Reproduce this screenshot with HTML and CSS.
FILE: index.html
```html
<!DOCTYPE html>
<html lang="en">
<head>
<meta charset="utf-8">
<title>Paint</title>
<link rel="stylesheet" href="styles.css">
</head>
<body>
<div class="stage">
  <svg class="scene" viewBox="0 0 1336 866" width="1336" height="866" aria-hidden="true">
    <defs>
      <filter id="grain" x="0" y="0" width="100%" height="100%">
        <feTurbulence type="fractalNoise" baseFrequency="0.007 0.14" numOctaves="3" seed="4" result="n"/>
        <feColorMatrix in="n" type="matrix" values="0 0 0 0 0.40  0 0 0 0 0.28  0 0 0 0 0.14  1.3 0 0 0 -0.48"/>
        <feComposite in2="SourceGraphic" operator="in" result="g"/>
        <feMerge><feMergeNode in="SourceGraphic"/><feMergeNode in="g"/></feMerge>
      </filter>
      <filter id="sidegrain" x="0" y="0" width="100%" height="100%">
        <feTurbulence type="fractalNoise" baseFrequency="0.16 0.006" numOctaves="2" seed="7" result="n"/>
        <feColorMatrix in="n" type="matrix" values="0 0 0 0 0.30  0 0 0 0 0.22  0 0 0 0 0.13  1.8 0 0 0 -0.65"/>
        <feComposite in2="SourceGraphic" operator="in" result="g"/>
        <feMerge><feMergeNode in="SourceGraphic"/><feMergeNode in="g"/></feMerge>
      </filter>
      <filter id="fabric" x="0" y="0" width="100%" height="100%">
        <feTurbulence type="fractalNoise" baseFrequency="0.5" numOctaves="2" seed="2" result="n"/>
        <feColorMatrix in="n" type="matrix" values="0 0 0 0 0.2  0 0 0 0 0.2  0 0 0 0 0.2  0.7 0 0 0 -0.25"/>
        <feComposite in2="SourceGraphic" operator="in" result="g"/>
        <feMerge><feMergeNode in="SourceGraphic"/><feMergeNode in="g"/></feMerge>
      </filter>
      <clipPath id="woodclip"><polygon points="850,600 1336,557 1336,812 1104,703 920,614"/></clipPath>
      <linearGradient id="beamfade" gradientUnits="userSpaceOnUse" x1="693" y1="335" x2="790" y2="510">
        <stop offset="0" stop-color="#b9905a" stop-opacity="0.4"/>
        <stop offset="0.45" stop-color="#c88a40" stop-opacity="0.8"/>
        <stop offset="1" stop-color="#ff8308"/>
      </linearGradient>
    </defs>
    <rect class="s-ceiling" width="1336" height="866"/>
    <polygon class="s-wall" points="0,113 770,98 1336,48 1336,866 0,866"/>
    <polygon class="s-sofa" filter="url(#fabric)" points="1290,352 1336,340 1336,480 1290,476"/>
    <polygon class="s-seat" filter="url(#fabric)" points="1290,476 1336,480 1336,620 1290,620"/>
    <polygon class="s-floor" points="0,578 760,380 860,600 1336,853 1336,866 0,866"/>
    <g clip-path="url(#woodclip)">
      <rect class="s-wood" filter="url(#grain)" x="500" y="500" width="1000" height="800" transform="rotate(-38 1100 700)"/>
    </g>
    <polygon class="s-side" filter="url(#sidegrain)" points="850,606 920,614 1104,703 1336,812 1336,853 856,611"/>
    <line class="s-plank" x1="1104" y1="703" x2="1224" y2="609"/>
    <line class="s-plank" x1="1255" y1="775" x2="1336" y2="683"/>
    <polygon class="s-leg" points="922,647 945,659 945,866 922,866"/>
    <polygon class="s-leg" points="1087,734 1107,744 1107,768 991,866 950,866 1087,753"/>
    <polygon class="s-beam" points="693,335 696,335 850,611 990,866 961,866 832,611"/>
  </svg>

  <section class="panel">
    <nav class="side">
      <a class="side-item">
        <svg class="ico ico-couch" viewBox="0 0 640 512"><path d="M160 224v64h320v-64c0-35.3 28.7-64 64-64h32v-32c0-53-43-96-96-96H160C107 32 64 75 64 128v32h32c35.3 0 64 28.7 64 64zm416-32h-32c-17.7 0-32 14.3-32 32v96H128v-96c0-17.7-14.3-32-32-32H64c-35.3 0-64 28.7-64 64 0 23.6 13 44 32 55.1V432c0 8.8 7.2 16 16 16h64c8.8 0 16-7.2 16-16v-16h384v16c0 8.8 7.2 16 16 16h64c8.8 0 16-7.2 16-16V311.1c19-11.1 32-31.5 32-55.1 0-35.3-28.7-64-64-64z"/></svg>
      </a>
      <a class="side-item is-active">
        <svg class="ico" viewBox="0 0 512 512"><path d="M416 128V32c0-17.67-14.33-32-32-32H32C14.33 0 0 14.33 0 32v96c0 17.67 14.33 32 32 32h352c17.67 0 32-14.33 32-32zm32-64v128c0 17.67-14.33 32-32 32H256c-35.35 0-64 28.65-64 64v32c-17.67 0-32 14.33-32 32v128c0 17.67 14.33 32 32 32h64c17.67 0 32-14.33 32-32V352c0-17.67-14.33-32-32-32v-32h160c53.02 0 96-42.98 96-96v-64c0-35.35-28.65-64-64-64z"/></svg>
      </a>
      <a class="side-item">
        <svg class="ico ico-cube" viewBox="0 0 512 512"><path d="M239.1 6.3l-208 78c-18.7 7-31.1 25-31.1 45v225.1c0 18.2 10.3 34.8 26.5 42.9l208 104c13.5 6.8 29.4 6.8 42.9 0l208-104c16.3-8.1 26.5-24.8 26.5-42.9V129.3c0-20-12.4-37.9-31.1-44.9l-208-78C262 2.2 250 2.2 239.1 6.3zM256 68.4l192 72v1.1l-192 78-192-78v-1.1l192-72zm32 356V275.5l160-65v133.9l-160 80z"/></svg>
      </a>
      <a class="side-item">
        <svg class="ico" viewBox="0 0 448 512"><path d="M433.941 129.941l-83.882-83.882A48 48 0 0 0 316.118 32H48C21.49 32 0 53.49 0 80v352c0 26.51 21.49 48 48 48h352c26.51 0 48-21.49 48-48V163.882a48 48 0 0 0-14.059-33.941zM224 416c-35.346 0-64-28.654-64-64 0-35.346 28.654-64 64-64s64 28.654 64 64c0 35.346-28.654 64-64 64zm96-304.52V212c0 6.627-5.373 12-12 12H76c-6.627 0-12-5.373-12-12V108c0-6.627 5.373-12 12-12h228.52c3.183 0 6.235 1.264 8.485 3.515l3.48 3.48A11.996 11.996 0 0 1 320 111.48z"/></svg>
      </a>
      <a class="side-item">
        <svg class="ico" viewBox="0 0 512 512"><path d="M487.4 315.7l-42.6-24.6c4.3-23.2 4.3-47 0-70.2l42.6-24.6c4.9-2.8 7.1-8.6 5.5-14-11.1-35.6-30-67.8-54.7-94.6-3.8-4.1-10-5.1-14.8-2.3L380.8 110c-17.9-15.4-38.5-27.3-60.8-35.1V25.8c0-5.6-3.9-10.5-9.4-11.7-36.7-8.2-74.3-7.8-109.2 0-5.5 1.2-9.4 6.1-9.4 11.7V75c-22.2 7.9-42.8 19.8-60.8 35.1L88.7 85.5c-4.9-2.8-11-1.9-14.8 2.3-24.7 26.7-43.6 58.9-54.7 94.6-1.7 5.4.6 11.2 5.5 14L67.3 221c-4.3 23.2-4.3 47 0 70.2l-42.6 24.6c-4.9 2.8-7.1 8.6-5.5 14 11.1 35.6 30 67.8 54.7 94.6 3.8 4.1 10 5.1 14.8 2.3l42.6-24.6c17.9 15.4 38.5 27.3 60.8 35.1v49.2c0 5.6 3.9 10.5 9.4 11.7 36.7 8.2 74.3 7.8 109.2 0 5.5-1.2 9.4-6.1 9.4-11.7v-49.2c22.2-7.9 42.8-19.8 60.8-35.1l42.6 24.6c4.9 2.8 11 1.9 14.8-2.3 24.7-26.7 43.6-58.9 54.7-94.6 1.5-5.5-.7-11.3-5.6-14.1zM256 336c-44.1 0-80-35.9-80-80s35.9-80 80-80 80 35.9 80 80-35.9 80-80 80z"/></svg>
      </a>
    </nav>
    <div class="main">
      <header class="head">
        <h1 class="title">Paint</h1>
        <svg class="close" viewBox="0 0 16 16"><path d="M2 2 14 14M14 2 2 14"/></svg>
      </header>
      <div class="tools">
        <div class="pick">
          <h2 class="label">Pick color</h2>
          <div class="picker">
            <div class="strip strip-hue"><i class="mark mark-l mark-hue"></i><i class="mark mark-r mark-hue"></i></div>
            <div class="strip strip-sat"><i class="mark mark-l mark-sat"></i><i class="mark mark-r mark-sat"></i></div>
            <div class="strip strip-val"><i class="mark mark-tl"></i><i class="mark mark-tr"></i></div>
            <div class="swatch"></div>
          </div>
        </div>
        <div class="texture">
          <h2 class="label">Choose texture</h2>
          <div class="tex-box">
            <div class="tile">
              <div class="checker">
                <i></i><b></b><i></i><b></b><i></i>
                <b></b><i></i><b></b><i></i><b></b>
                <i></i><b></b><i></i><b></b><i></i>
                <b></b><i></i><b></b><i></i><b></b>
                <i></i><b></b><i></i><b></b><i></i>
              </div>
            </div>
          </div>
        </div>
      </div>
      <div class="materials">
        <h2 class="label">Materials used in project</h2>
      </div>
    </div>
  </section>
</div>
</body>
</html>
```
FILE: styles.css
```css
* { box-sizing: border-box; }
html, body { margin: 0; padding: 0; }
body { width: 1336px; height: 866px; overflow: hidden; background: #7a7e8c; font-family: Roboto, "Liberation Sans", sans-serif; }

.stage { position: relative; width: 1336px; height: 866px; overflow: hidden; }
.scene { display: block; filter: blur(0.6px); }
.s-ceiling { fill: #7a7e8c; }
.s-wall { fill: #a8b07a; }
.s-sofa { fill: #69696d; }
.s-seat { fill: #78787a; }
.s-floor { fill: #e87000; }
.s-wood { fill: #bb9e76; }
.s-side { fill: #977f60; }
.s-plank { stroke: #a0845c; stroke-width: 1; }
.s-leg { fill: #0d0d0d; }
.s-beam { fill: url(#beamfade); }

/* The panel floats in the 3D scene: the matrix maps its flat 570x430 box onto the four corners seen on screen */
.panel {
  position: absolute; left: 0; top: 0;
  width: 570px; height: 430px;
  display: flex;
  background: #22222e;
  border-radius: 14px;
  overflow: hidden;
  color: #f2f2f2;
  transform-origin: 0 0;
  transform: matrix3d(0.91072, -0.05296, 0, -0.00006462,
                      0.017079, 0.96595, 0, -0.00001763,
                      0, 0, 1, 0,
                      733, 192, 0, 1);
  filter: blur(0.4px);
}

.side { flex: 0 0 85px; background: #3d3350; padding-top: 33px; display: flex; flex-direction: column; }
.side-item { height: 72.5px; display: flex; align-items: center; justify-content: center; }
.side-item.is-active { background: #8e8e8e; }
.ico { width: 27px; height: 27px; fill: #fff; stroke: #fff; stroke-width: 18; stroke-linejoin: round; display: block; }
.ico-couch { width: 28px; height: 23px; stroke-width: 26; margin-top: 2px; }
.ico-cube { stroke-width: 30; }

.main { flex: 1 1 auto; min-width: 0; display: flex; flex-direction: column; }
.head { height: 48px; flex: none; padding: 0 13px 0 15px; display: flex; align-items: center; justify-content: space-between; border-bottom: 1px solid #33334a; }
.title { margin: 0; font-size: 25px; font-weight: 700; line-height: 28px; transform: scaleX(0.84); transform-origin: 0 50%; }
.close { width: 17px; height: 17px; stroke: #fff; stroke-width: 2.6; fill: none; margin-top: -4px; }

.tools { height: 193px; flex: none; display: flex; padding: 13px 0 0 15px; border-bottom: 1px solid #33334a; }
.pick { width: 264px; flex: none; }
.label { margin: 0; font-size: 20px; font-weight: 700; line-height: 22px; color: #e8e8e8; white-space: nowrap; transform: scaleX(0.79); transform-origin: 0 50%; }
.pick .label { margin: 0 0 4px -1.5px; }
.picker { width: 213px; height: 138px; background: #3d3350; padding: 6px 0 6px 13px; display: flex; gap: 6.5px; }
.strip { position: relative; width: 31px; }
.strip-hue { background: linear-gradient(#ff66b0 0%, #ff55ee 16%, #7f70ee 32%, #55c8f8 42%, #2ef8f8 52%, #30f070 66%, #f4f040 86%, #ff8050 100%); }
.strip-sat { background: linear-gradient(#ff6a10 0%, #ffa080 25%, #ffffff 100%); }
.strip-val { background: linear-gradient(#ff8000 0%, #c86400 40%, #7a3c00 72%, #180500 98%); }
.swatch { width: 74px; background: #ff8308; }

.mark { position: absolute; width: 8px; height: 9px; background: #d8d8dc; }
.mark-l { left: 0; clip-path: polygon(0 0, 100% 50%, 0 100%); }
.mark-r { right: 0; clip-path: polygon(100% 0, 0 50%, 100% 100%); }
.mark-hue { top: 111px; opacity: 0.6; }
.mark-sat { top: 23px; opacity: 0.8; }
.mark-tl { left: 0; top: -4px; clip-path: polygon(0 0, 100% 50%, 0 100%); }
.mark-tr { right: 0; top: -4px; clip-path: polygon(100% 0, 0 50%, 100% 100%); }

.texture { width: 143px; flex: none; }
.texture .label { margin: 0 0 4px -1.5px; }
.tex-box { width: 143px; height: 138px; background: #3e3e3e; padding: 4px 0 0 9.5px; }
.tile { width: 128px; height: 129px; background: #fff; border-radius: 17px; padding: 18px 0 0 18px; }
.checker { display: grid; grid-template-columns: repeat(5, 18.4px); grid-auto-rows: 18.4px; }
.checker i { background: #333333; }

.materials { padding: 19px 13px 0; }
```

* * *

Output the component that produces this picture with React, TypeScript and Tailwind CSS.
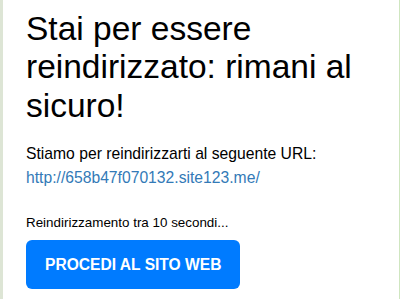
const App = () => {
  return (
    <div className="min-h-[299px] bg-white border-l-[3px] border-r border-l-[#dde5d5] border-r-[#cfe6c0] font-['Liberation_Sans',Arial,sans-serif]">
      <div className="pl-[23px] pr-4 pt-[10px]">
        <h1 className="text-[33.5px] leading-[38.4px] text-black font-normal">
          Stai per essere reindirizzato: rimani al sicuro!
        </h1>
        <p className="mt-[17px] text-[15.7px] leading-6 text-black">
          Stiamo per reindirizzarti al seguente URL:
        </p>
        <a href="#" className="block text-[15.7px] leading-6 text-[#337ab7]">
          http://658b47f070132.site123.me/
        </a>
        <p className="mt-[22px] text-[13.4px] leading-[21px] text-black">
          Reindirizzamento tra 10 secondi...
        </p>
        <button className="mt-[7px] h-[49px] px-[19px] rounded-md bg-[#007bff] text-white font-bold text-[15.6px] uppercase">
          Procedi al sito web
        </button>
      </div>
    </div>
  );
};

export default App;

[Written task]:
From the entries above, extract every line where the word "with" appears.

[Result for this task]:
Reproduce this screenshot with HTML and CSS.
Output the component that produces this picture with React, TypeScript and Tailwind CSS.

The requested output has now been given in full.